The matchstick in Silver Lake; Credit: Liz Ohanesian

The matchstick in Silver Lake; Credit: Liz Ohanesian

Speculation leans towards a marketing campaign for a company (Conal mentioned match.com on the KPCC segment) but does it really matter? Is there a difference between the two?

“I think at this moment in time there is absolutely no difference between 'street art' and a marketing campaign,” says Matt Kennedy of La Luz de Jesus Gallery in an email. “Almost all street artists (and I'm speaking specifically about those in big American cities) are putting their art in the street as a type of marketing or self-promotion, so in that respect is there any difference between a kid with a spray can or a corporation with a new iPhone app?”

Good point. After all, whether your work is commercial or street, the ultimate goal is to get some sort of response from the audience. There's no reason to put any piece of art in a public place unless you want the public to see it. Take the recent promotional campaign for Godzilla. The posters that popped up on construction site walls and other urban facades were clearly made to advertise the movie, but they looked like an artist's wheatpaste project. Does the fact that these were ads take away from the art? Does Alec Monopoly's work change when he paints on a red carpet for Justin Bieber? Is Dumb Starbucks less exciting when you find out it's part of a TV show?

Evan Skrederstu of UGLARworks, an L.A. art collective whose multi-disciplinary work has included street art, notes that just as marketing firms have taken cues from street art, the artists have also taken inspiration from advertising. “It's a two way street,” he says.

Ramiro Gomez, who was recently featured in L.A. Weekly's People Issue, agrees on the intersection of street art and street marketing, adding that the intention of the projects is what differentiates the two. “If the goal is to sell a product then that is street marketing, if the goal is to question the sales of products, that is street art.”

At Toast on 3rd Street.; Credit: Jared Blackard

At Toast on 3rd Street.; Credit: Jared Blackard

One might think that the hashtag is some sort of tell-tale sign of an ad campaign, but that's not necessarily the case. Gomez says that, when he sees hashtags affixed to street pieces, it's often for a movie advertisement, but that's not always the case. “I briefly came across a hashtagged handstyle graffiti on a bridge over the 10 Freeway East, just past La Brea,” he notes.

Skrederstu says that hashtag markings are becoming more common in street art. “Everyone has an agenda to push,” he says,” and now, more than ever, they have a platform.”

Hashtags become a way of keeping tabs on reactions or connecting with other viewers of the art. “I see it like a bunch of different conversations. Some may be worth listening to and others may not and that's where you the viewer decide,” says Skrederstu.

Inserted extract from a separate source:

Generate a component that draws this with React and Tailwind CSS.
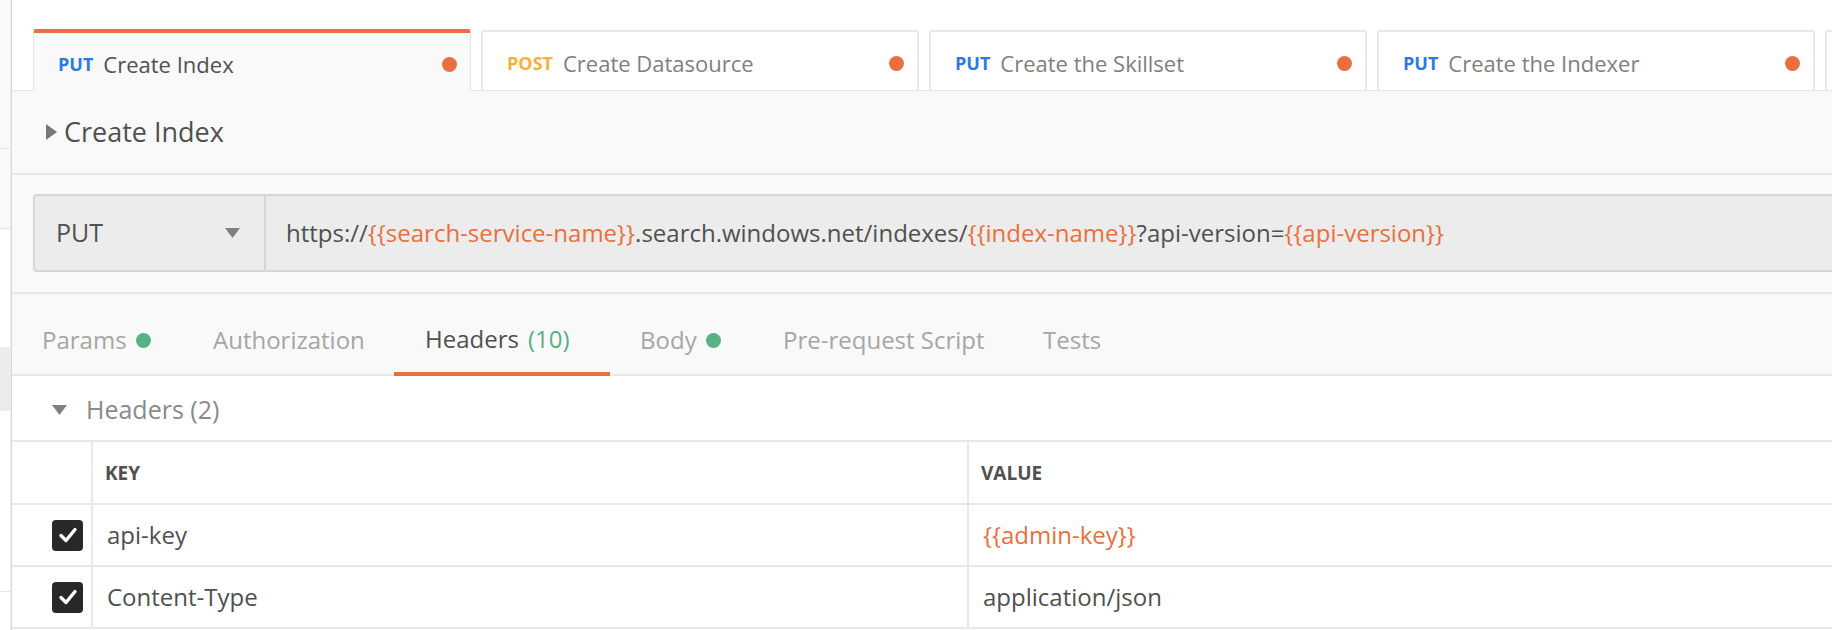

That the pieces appeared in rapid succession and, seemingly, high volume, doesn't automatically point to the work of a corporation either. “There is an established pattern to this type of guerrilla promotion, usually heralding an exhibition – or at the very least baiting one,” says Kennedy. “Once it's in a gallery by definition it is no longer 'street art,' and there has definitely been some interesting gallery work that incorporates street style and repurposes certain techniques.”

A Silver Lake match.; Credit: Jared Blackard

A Silver Lake match.; Credit: Jared Blackard

The manifestation of the matchsticks is suspect, but it's still difficult to speculate about the motives behind it. “If these matchsticks aren't an ad campaign for Google or match.com or whoever else, it's at the very least a plea for attention,” says Kennedy. “I suppose we'll start to see these things on eBay soon. I'm not particularly charmed by them, but at least the hashtag looks hand written rather than stenciled.”

(By the way, we did search “matchstick” on eBay. So far, all we found were lots of J. Crew jeans.)

Hanging around at Hollywood and Vine.; Credit: Jared Blackard

Hanging around at Hollywood and Vine.; Credit: Jared Blackard

Gomez caught one of the #Moments pieces on Laurel Canyon, near Mulholland. “When I first saw them I thought of the street artist Plastic Jesus, who tends to create oversized pieces as commentary. The hashtag however didn't resemble his work,” he says. Gomez adds that #Moments is a “general” hashtag, it's not specifically pointing to a product. “On the surface, the matchsticks don't appear to be selling me anything,” says Gomez. “My guess is that it's an art project.”

Updated June 5 at 3:55 p.m.:
Artist Manny Castro released the following statement, solving the art mystery – which turns out to be, yes, an app promo:

The mystery behind Matchsticks popping up all over LA has been revealed. Artist Manny Castro is the mastermind behind the ten foot tall glittery red sculptures. Today a giant matchbox and more large matches appeared on Venice beach created by the artist and revealing a collaboration with the smart phone app Tinder.

Not only have these massive matchsticks been popping up all over Los Angeles but have recently made an appearance in the pop duo KARMIN's music video. The artist Manny Castro himself even makes a cameo in the video.

Castro is known for getting a lot of heat when in 2012 he painted “Tastes like hate” on Chik fil A. Manny is known for his interesting and sometimes controversial art and has not let us down with his matchstick street installations. Who knows what Manny has up his sleeve for the future and when he will “strike” next.